Spencer Dal, the Bank of England’s chief economist, asks: “Why after throwing everything bar the kitchen sink at the economy over the past few years, has the economy started to grow only now? Even more importantly, will the recovery last?”
For a major economist to raise such questions is an indication of the fragility of the situation. Exports and trade are not growing and the trade deficit is as wide as ever. The only stimulus to the economy has been from the Help to Buy scheme – and the resultant housing bubble in London and the South-East – and a temporary increase in consumption due to a fall in savings. In the third quarter of 2013, households spent 1.7% more overall than in the previous quarter, while wages rose by only 0.2%. With real wages falling, savings will run out at a certain point. As anyone with eyes to see must conclude, this situation is completely unsustainable.
Investment
The idea that the British economy can grow in a sustained manner in 2014 whilst Europe is mired in crisis and the rest of the world is slowing down is fanciful in the extreme. Without real productive investment, which has now fallen to a 40-year low, there can be no recovery. The general flat-lining of the British economy is set to continue but with inevitable ups and downs caused by particular short-term fluctuations.
Capitalist economists have declared several false dawns of recovery since 2009. Even where there is a partial “recovery”, it has been the weakest for 100 years. This tells us a lot about the depth and character of the current crisis, which is not cyclical but organic in character, as was the case in the 1930s.
Lawrence Summers, the former Treasury Secretary under Clinton, recently talked at the IMF’s research conference about “secular stagnation”, meaning a new epoch of stagnation. This is simply another term for a new depression.
Amongst the strategists of big business, optimism has been replaced with the deepest pessimism. They have been compelled to accept that they are in a crisis of the system very similar to the crisis of the 1930s. The system has reached its limits, with huge amounts of over-production of capital and commodities still clooging up the system. “The real barrier of capitalist production is capital itself”, explained Marx. This “barrier” of excess capacity and weak markets explains the collapse in productive investment.

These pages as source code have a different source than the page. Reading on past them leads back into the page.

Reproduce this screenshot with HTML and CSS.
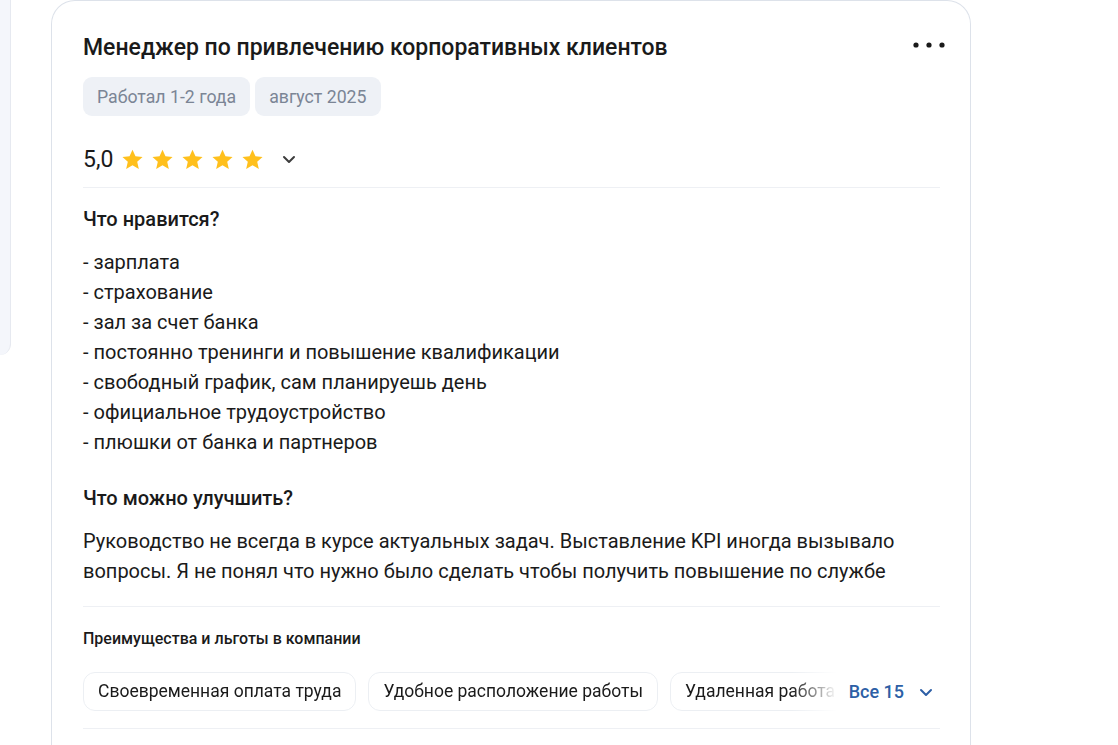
FILE: index.html
```html
<!DOCTYPE html>
<html lang="ru">
<head>
    <meta charset="UTF-8">
    <meta name="viewport" content="width=device-width, initial-scale=1.0">
    <title>Отзыв</title>
    <link rel="stylesheet" href="styles.css">
</head>
<body>

<div class="page">
    <div class="side-panel"></div>

    <div class="review-card">
        <!-- Header -->
        <div class="review-header">
            <h2 class="review-title">Менеджер по привлечению корпоративных клиентов</h2>
            <button type="button" class="more-btn" aria-label="Ещё">
                <svg width="32" height="8" viewBox="0 0 32 8">
                    <circle cx="3" cy="4" r="2.6" fill="#1a1a1a"/>
                    <circle cx="16" cy="4" r="2.6" fill="#1a1a1a"/>
                    <circle cx="29" cy="4" r="2.6" fill="#1a1a1a"/>
                </svg>
            </button>
        </div>

        <div class="tags">
            <span class="tag">Работал 1-2 года</span>
            <span class="tag">август 2025</span>
        </div>

        <!-- Rating -->
        <div class="rating">
            <span class="rating-value">5,0</span>
            <div class="stars">
                <svg class="star" viewBox="0 0 24 24"><path d="M12 1.8l3.1 6.9 7.4.7-5.6 5 1.7 7.4L12 17.9l-6.6 3.9 1.7-7.4-5.6-5 7.4-.7z"/></svg>
                <svg class="star" viewBox="0 0 24 24"><path d="M12 1.8l3.1 6.9 7.4.7-5.6 5 1.7 7.4L12 17.9l-6.6 3.9 1.7-7.4-5.6-5 7.4-.7z"/></svg>
                <svg class="star" viewBox="0 0 24 24"><path d="M12 1.8l3.1 6.9 7.4.7-5.6 5 1.7 7.4L12 17.9l-6.6 3.9 1.7-7.4-5.6-5 7.4-.7z"/></svg>
                <svg class="star" viewBox="0 0 24 24"><path d="M12 1.8l3.1 6.9 7.4.7-5.6 5 1.7 7.4L12 17.9l-6.6 3.9 1.7-7.4-5.6-5 7.4-.7z"/></svg>
                <svg class="star" viewBox="0 0 24 24"><path d="M12 1.8l3.1 6.9 7.4.7-5.6 5 1.7 7.4L12 17.9l-6.6 3.9 1.7-7.4-5.6-5 7.4-.7z"/></svg>
            </div>
            <svg class="chevron" width="16" height="16" viewBox="0 0 16 16">
                <polyline points="3,6 8,11 13,6" fill="none" stroke="#3d3d3d" stroke-width="2" stroke-linecap="round" stroke-linejoin="round"/>
            </svg>
        </div>

        <div class="divider"></div>

        <!-- Pros -->
        <h3 class="section-title">Что нравится?</h3>
        <p class="section-text">- зарплата<br>- страхование<br>- зал за счет банка<br>- постоянно тренинги и повышение квалификации<br>- свободный график, сам планируешь день<br>- официальное трудоустройство<br>- плюшки от банка и партнеров</p>

        <!-- Cons -->
        <h3 class="section-title section-gap">Что можно улучшить?</h3>
        <p class="section-text">Руководство не всегда в курсе актуальных задач. Выставление KPI иногда вызывало вопросы. Я не понял что нужно было сделать чтобы получить повышение по службе</p>

        <div class="divider divider-bottom"></div>

        <!-- Benefits -->
        <h4 class="benefits-title">Преимущества и льготы в компании</h4>
        <div class="benefits">
            <div class="chips">
                <span class="chip">Своевременная оплата труда</span>
                <span class="chip">Удобное расположение работы</span>
                <span class="chip">Удаленная работа</span>
            </div>
            <button type="button" class="all-btn">
                Все 15
                <svg width="16" height="16" viewBox="0 0 16 16">
                    <polyline points="3,6 8,11 13,6" fill="none" stroke="#2d5fa6" stroke-width="2" stroke-linecap="round" stroke-linejoin="round"/>
                </svg>
            </button>
        </div>

        <div class="divider divider-last"></div>
    </div>
</div>

</body>
</html>
```

FILE: styles.css
```css
body {
    font-family: 'Roboto', 'Noto Sans', sans-serif;
    margin: 0;
    background-color: #fff;
    color: #1a1a1a;
    overflow: hidden;
}

.page {
    display: flex;
    align-items: flex-start;
    height: 745px;
}

/* Card cut off on the left edge */
.side-panel {
    width: 10px;
    height: 355px;
    flex-shrink: 0;
    background-color: #f4f6fb;
    border-right: 1px solid #e6e9f0;
    border-bottom-right-radius: 24px;
}

.review-card {
    box-sizing: border-box;
    width: 920px;
    min-height: 800px;
    margin-left: 40px;
    padding: 32px 30px 0 31px;
    border: 1px solid #dde2ea;
    border-bottom: none;
    border-radius: 24px 24px 0 0;
    flex-shrink: 0;
}

.review-header {
    display: flex;
    justify-content: space-between;
    align-items: center;
}

.review-title {
    margin: 0;
    font-size: 23px;
    line-height: 30px;
    font-weight: 500;
}

.more-btn {
    background: none;
    border: none;
    padding: 0;
    margin-top: -6px;
    margin-right: -5px;
    cursor: pointer;
    display: flex;
}

.tags {
    display: flex;
    gap: 5px;
    margin-top: 14px;
}

.tag {
    background-color: #eef1f6;
    color: #7b8595;
    font-size: 17.7px;
    line-height: 37px;
    padding: 2px 14px 0;
    border-radius: 9px;
}

.rating {
    display: flex;
    align-items: center;
    height: 28px;
    margin-top: 29px;
}

.rating-value {
    font-size: 23px;
    margin-right: 8px;
}

.stars {
    display: flex;
    gap: 7px;
}

.star {
    width: 23px;
    height: 23px;
    fill: #ffc01d;
}

.chevron {
    margin-left: 17px;
}

.divider {
    height: 1px;
    background-color: #eef0f4;
    margin-top: 14px;
}

.section-title {
    margin: 19px 0 0;
    font-size: 20px;
    line-height: 24px;
    font-weight: 500;
}

.section-gap {
    margin-top: 29px;
}

.section-text {
    margin: 16px 0 0;
    font-size: 20px;
    line-height: 30px;
}

.divider-bottom {
    margin-top: 20px;
}

.benefits-title {
    margin: 21px 0 0;
    font-size: 16px;
    line-height: 22px;
    font-weight: 500;
}

.benefits {
    display: flex;
    align-items: center;
    margin-top: 22px;
}

.chips {
    flex: 1;
    display: flex;
    gap: 12px;
    overflow: hidden;
    -webkit-mask-image: linear-gradient(to right, #000 calc(100% - 45px), transparent);
    mask-image: linear-gradient(to right, #000 calc(100% - 45px), transparent);
}

.chip {
    flex-shrink: 0;
    font-size: 17.5px;
    line-height: 37px;
    padding: 0 14px;
    border: 1px solid #eceff3;
    border-radius: 12px;
}

.all-btn {
    display: flex;
    align-items: center;
    gap: 14px;
    margin-left: 12px;
    background: none;
    border: none;
    padding: 0 6px 0 0;
    font-family: inherit;
    font-size: 18px;
    font-weight: 500;
    color: #2d5fa6;
    cursor: pointer;
}

.divider-last {
    margin-top: 17px;
}
```
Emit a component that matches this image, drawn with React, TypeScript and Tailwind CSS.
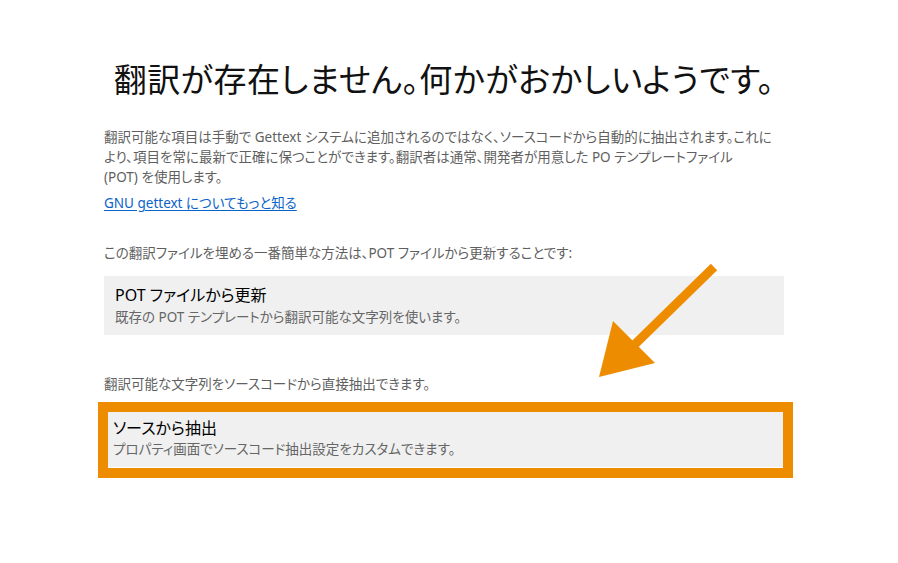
import React from 'react';

const font = "font-['Noto_Sans','Noto_Sans_CJK_JP',sans-serif] [font-feature-settings:'palt']";

function ActionBox({ title, desc }: { title: string; desc: string }) {
  return (
    <div className="bg-[#f0f0f0] h-[59px] pt-[7px] px-[11px]">
      <div className="text-[16px] leading-[24px] text-black">{title}</div>
      <div className="text-[13.5px] leading-[20px] text-[#666666]">{desc}</div>
    </div>
  );
}

export default function App() {
  return (
    <div className={`relative min-h-screen w-[898px] h-[563px] bg-white overflow-hidden ${font}`}>
      <div className="ml-[104px] w-[680px] pt-[58px]">
        <h1 className="text-center text-[33px] leading-[44px] tracking-[0.5px] text-[#111111] whitespace-nowrap">
          翻訳が存在しません。何かがおかしいようです。
        </h1>

        <p className="mt-[25px] text-[13.5px] leading-[20px] text-[#5f5f5f] whitespace-nowrap">
          翻訳可能な項目は手動で Gettext システムに追加されるのではなく、ソースコードから自動的に抽出されます。これに
          <br />
          より、項目を常に最新で正確に保つことができます。翻訳者は通常、開発者が用意した PO テンプレートファイル
          <br />
          (POT) を使用します。
        </p>

        <a href="#" className="mt-[6px] inline-block text-[13.5px] leading-[20px] text-[#0a63c9] underline underline-offset-2">
          GNU gettext についてもっと知る
        </a>

        <p className="mt-[29px] text-[13.5px] leading-[20px] text-[#5f5f5f]">
          この翻訳ファイルを埋める一番簡単な方法は、POT ファイルから更新することです:
        </p>

        <div className="mt-[13px]">
          <ActionBox title="POT ファイルから更新" desc="既存の POT テンプレートから翻訳可能な文字列を使います。" />
        </div>

        <p className="mt-[39px] text-[13.5px] leading-[20px] text-[#5f5f5f]">
          翻訳可能な文字列をソースコードから直接抽出できます。
        </p>

        <div className="mt-[8px] -ml-[6px] w-[695px] border-[10px] border-[#ee8c00]">
          <div className="bg-[#f0f0f0] h-[56px] pt-[5px] px-[5px] border-b border-white">
            <div className="text-[16px] leading-[22px] text-black">ソースから抽出</div>
            <div className="text-[13.5px] leading-[20px] text-[#666666]">プロパティ画面でソースコード抽出設定をカスタムできます。</div>
          </div>
        </div>
      </div>

      <svg className="absolute left-0 top-0 pointer-events-none" width="898" height="563" viewBox="0 0 898 563">
        <line x1="714" y1="267" x2="628" y2="351" stroke="#ee8c00" strokeWidth="9" />
        <polygon points="599,377 613,321 655,363" fill="#ee8c00" />
      </svg>
    </div>
  );
}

Many European countries are in recession or on the verge of recession, some five years after the slump. Economists have been predicting every year since 2010 that the economy of the United States was about to accelerate but without much success. Growth was a meagre 2.5% in 2010, 1.8% in 2011, 2.8% in 2012 and something near 2% in 2013. Japan’s recovery has also faltered.
Stagnation
With the near stagnation in the Western economies, the capitalists looked to the BRICs (Brazil, Russia, India and China) to pull them out of the crisis. But these too are facing a slowdown. With all avenues blocked, the system is trapped in long-term stagnation, with a devastating and lasting impact on gross domestic product.
Osborne has already forecast years of austerity and falling living standards. The ruling class can no longer afford the reforms of the past. This situation is nothing to do with ideology and everything to do with the crisis of capitalism.
As long as capitalism is allowed to continue, so the working class will continue to suffer. Unfortunately, the Labour and trade union leaders are completely blind to this fact. Ed Miliband talks glibly of the need for “responsible capitalism” and is committed to match the Coalition’s spending plans (i.e. cuts). As the editor of The Independent puts it: “He has no intention of reinstating Clause Four and will not be the Prime Minister to renationalise the railways. He is a conventional social democrat, not a socialist – and still less a Marxist. He sets out not to destroy capitalism but use the state to temper it’s effects.”
This message was echoed by Chuka Umunna, Labour’s shadow business secretary and former corporate lawyer, who compared 1979 and today. “The big difference between 1979 and 2013 is that we are all capitalists now. The question is, what sort of capitalism do we want? We embrace free markets but we want competitive and free markets and more responsible capitalism.” (FT, 18/1/14)
This is like asking for a man-eating lion to turn into a vegetarian. Capitalism is based on the maximisation of profits. The capitalists will do everything to drive up their profits. After all, is it not exactly what they have been doing year after year, squeezing more and more unpaid labour out of the working class? That is the very nature of capitalism.
Socialism
There is no solution to the problems of the working class on the basis of capitalism. For Labour to go down this road will be a disaster. Every attempt to control capitalism has failed miserably. You can’t plan what you don’t control and you don’t control what you do not own. It is as simple as that.
Only on a socialist path will the movement succeed. Now more than ever, as capitalism moves deeper into crisis, the socialist alternative is vital to the needs of the working class. Only by taking over the 150 major monopolies, banks and insurance companies, under workers’ control and management, can the economy and society be planned and run in the interests of the majority.